Eckhart begins his discussion of inward poverty with the biblical lines, “Blessed are the poor in spirit” (Eckhart 199). Poverty in spirit is to lack all inner obstacles that hinder one on the path. Even desiring to act in God’s will is a roadblock because it affirms the self-existence of the person. Eckhart says that the poor man “wants nothing, knows nothing, and has nothing” (Eckhart 199). The man that “wants nothing” is “free of his own created will as he was when he did not exist” (Eckhart 200). Eckhart says that before humans received their created selves, they desired nothing because they were empty beings. This is the state Eckhart claims we must return to. It was in this state that we were one with Reality, and one with God as who He really is. God only became “God” because humans became created beings and thus needed a “God”. But God is and always was who He was even before we were created, and this is the God we need to unite with. Rumi says, “Poverty is not for the sake of hardship. No, it is there because nothing exists but God” (M II 3497; from SPL 188). Rumi implies that poverty is the only method of totally annihilating our self-existence and affirming the second part of the Shahadah in Islam: “There is no god but God.” This part of the Shahadah indicates that there is no existence other than God. This is the state that the Sufi must return to: the state of non-existence. Thus, poverty according to both Eckhart and Rumi returns us to the state we were in before we existed—a state in which our entities were empty.
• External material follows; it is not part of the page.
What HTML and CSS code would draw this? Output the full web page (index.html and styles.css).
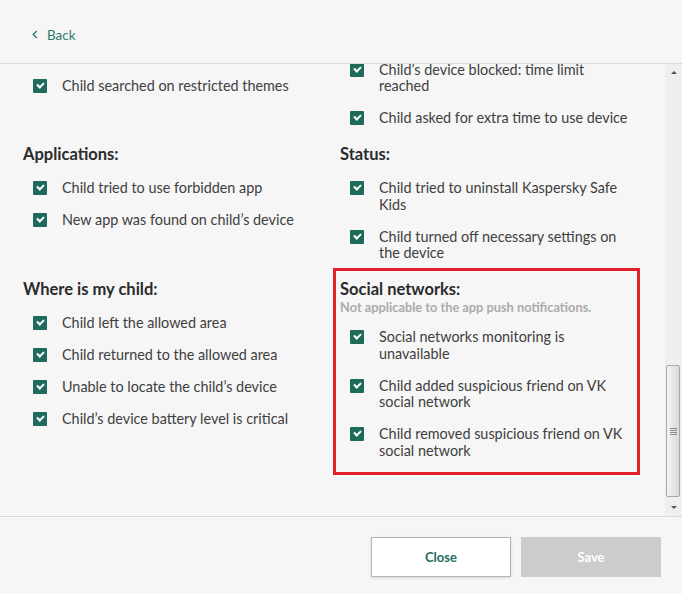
FILE: index.html
```html
<!DOCTYPE html>
<html lang="en">
<head>
    <meta charset="UTF-8">
    <meta name="viewport" content="width=device-width, initial-scale=1.0">
    <title>Notification settings</title>
    <link rel="stylesheet" href="styles.css">
</head>
<body>
    <div class="dialog">
        <header class="top">
            <a class="back" href="#">
                <svg class="chev" width="6" height="9" viewBox="0 0 6 9"><polyline points="4.8,1 1.2,4.5 4.8,8" fill="none" stroke="#2f7d6d" stroke-width="1.4"/></svg>
                <span>Back</span>
            </a>
        </header>

        <div class="body">
            <div class="viewport">
                <div class="groups">
                    <!-- tails of the sections scrolled out of view -->
                    <section class="group short">
                        <div class="item"><span class="box"></span><span class="label">Child searched on restricted themes</span></div>
                    </section>
                    <section class="group">
                        <div class="item"><span class="box"></span><span class="label">Child’s device blocked: time limit reached</span></div>
                        <div class="item"><span class="box"></span><span class="label">Child asked for extra time to use device</span></div>
                    </section>

                    <section class="group">
                        <h3>Applications:</h3>
                        <div class="item"><span class="box"></span><span class="label">Child tried to use forbidden app</span></div>
                        <div class="item"><span class="box"></span><span class="label">New app was found on child’s device</span></div>
                    </section>
                    <section class="group">
                        <h3>Status:</h3>
                        <div class="item"><span class="box"></span><span class="label">Child tried to uninstall Kaspersky Safe Kids</span></div>
                        <div class="item"><span class="box"></span><span class="label">Child turned off necessary settings on the device</span></div>
                    </section>

                    <section class="group">
                        <h3>Where is my child:</h3>
                        <div class="item"><span class="box"></span><span class="label">Child left the allowed area</span></div>
                        <div class="item"><span class="box"></span><span class="label">Child returned to the allowed area</span></div>
                        <div class="item"><span class="box"></span><span class="label">Unable to locate the child’s device</span></div>
                        <div class="item"><span class="box"></span><span class="label">Child’s device battery level is critical</span></div>
                    </section>
                    <section class="group marked">
                        <h3>Social networks:</h3>
                        <p class="sub">Not applicable to the app push notifications.</p>
                        <div class="item"><span class="box"></span><span class="label">Social networks monitoring is unavailable</span></div>
                        <div class="item"><span class="box"></span><span class="label">Child added suspicious friend on VK social network</span></div>
                        <div class="item"><span class="box"></span><span class="label">Child removed suspicious friend on VK social network</span></div>
                    </section>
                </div>
            </div>

            <div class="scrollbar">
                <div class="sb-btn"><span class="arrow-up"></span></div>
                <div class="sb-track">
                    <div class="sb-thumb"><span class="grip"></span></div>
                </div>
                <div class="sb-btn"><span class="arrow-down"></span></div>
            </div>
        </div>

        <footer class="actions">
            <button class="btn btn-close">Close</button>
            <button class="btn btn-save" disabled>Save</button>
        </footer>
    </div>
</body>
</html>
```

FILE: styles.css
```css
body {
    margin: 0;
    background-color: #f6f6f6;
    font-family: Lato, "Open Sans", sans-serif;
    color: #404040;
}
.dialog {
    width: 682px;
    height: 594px;
    display: flex;
    flex-direction: column;
}
.top {
    height: 63px;
    border-bottom: 1px solid #dadada;
    display: flex;
    align-items: center;
    padding-left: 32px;
    box-sizing: content-box;
}
.back {
    display: flex;
    align-items: center;
    gap: 9px;
    color: #2f7d6d;
    font-size: 13.5px;
    line-height: 18px;
    text-decoration: none;
    margin-top: 6px;
}
.body {
    height: 452px;
    display: flex;
}
.viewport {
    flex: 1;
    overflow: hidden;
    display: flex;
    flex-direction: column;
    justify-content: flex-end;
}
.groups {
    flex-shrink: 0;
    display: grid;
    grid-template-columns: 295px 295px;
    column-gap: 22px;
    row-gap: 16px;
    align-items: start;
    padding: 0 0 57px 23px;
}
.group.short {
    align-self: end;
    margin-bottom: 32px;
}
.group h3 {
    margin: 0;
    font-size: 16.5px;
    line-height: 22px;
    font-weight: bold;
    color: #2b2b2b;
}
.group .sub {
    margin: 0;
    font-size: 12.8px;
    line-height: 14px;
    font-weight: bold;
    color: #ababab;
}
.item {
    display: flex;
    margin-top: 15.5px;
    padding-left: 10px;
    font-size: 14.4px;
    line-height: 16.5px;
}
.box {
    flex: 0 0 14px;
    height: 14px;
    margin: 1px 15px 0 0;
    border-radius: 1px;
    background-color: #1e6b5c;
    position: relative;
}
.box::after {
    content: "";
    position: absolute;
    left: 4px;
    top: 3px;
    width: 5px;
    height: 3px;
    border-left: 2px solid #fff;
    border-bottom: 2px solid #fff;
    transform: rotate(-45deg);
}
.marked {
    position: relative;
}
.marked::after {
    content: "";
    position: absolute;
    top: -9.5px;
    left: -7px;
    right: -5px;
    bottom: -16px;
    border: 3px solid #e0212b;
    pointer-events: none;
}
.scrollbar {
    width: 17px;
    background-color: #efefef;
    display: flex;
    flex-direction: column;
}
.sb-btn {
    height: 17px;
    display: flex;
    align-items: center;
    justify-content: center;
}
.arrow-up {
    border-left: 3px solid transparent;
    border-right: 3px solid transparent;
    border-bottom: 3px solid #555;
}
.arrow-down {
    border-left: 3px solid transparent;
    border-right: 3px solid transparent;
    border-top: 3px solid #555;
}
.sb-track {
    flex: 1;
    display: flex;
    flex-direction: column;
    justify-content: flex-end;
    padding: 0 2px 2px 1px;
}
.sb-thumb {
    height: 130px;
    border: 1px solid #a9a9a9;
    border-radius: 2px;
    background: linear-gradient(to right, #f3f3f3, #dadada);
    display: flex;
    align-items: center;
    justify-content: center;
}
.grip {
    width: 7px;
    height: 7px;
    background: repeating-linear-gradient(to bottom, #8c8c8c 0, #8c8c8c 1px, transparent 1px, transparent 2px);
}
.actions {
    flex: 1;
    border-top: 1px solid #d8d8d8;
    display: flex;
    justify-content: flex-end;
    align-items: flex-start;
    gap: 10px;
    padding: 20px 21px 0 0;
}
.btn {
    width: 140px;
    height: 40px;
    font-family: Lato, "Open Sans", sans-serif;
    font-size: 13px;
    font-weight: bold;
    border-radius: 0;
    cursor: pointer;
}
.btn-close {
    background-color: #fff;
    border: 1px solid #b3b3b3;
    color: #1e6b5c;
    box-shadow: 0 1px 3px rgba(0, 0, 0, 0.12);
}
.btn-save {
    background-color: #cccccc;
    border: none;
    color: #fff;
}
```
Next Eckhart says that a poor man “knows nothing.” Eckhart claims that this man “ought to live as if he does not even know that he is not in any way living for himself or for the truth or for God. Rather, he should be so free of all knowing that he does not know or experience or grasp that God lives in him” (Eckhart 201). Again, Eckhart says we must have the knowledge we had before we came into existence. This means, our total self-knowledge must be eradicated. Only God knows, and His Knowledge pervades all. To know that God is working through us is to claim duality: that “I” still exists while God exists. This is not true poverty. Rumi agrees and says that the seeker of intellect is pure, yet still far from the goal of self-annihilation: “He who craves sensuality is polluted, he who craves the intellect is pure—but poverty has set up a tent on the other side of pollution and purity” (D 9326; from SPL 188). Poverty is on a completely different plain than intellect; poverty is the highest level of ascension. It is through the ridding of one’s knowledge of selfness that one becomes a “poor” man.
Finally, Eckhart says that a poor man “has nothing”. A man who fools himself into thinking he has a place for God in his soul has not acquired poverty in its most intimate form. Poverty is for a man to realize that he has no place in his soul for God, because God works for Himself through Himself and not through man:
Poverty of spirit is for a man to keep so free of God and of all his works that if God wished to work in the soul, he himself is the place in which he wants to work and that he will gladly do so. (Eckhart 202)
God works through the man who has completely annihilated his own self-existence. This is very similar to Rumi when he says that he does not write poetry from himself, but it flows freely from Wisdom unknown to man. The poor man is a tool that God uses; yet the poor man does not realize that he is a tool because it is God that works. Rumi, realizing that his selfness does not exist, only explains to others that he is a tool in order for the laymen to understand.
The true person of poverty is the one who has lost his own entity and has been consumed by God’s entity. At this point man and God are one. Eckhart says:
When I flowed out from God, all things said: “God is.” And this cannot make me blessed. For with this I acknowledge that I am a creature. But in the breaking-through, when I come to be free of will of myself and of God’s will and of all his works and of God himself, then I am above all created things, and I am neither God nor creature, but I am what I was and what I shall remain, now and eternally. (203 Eckhart)
This is the path and goal of poverty. A true person has negated all forms of self and duality until he is one with God as the Reality of who God is, even before humans were created. Rumi also confirms that poverty is the path that unlocks the door to unity: “Poverty has outstripped all and advanced stage by stage! Poverty unlocks the door—what a blessed key!”(D 9326; from SPL 188). Stepping through the door is the final step in which the pure and pious man becomes poor. Rumi tells his reader to step through this door and lose their selfhood:
So behead your selfhood, oh warrior! Become selfless and annihilated, like a dervish!
When you have become selfless, you are secure in whatever you do: Thou didst not throw when thou threwest but God threw. (M VI 1522-23; from SPL188)
Rumi and Eckhart say the same thing: that it is not man that throws, but God that threw. God works through the poor man, the man who has returned to the state of knowledge and awareness he had before he existed.
Annihilation and poverty are some of the most intimate and joyous spiritual mysteries to be discovered by man. Rumi says, “No one will understand these mysteries of Thy Gentleness but he who comes out from the spiritual work without existence, obliterated by poverty” (D 11234-39; from SPL 191). Eckhart says, “for in this breaking-through I receive that god and I are one…God is one with the spirit, and that is the most intimate poverty one can find” (Eckhart 203). It is interesting to note that this mystery of achieving poverty in its genuine form was able to transcend visible religious differences and become the goals of two of the world’s largest spiritual traditions.
Works Cited
Chittick, William C. The Sufi Path of Love. Albany: SUNY Press, 1983.
Eckhart, Meister. Eckhart, Meister: The Essential Sermons, Commentaries, Treatises, and Defense. Mahwah: Paulist Press, 1981.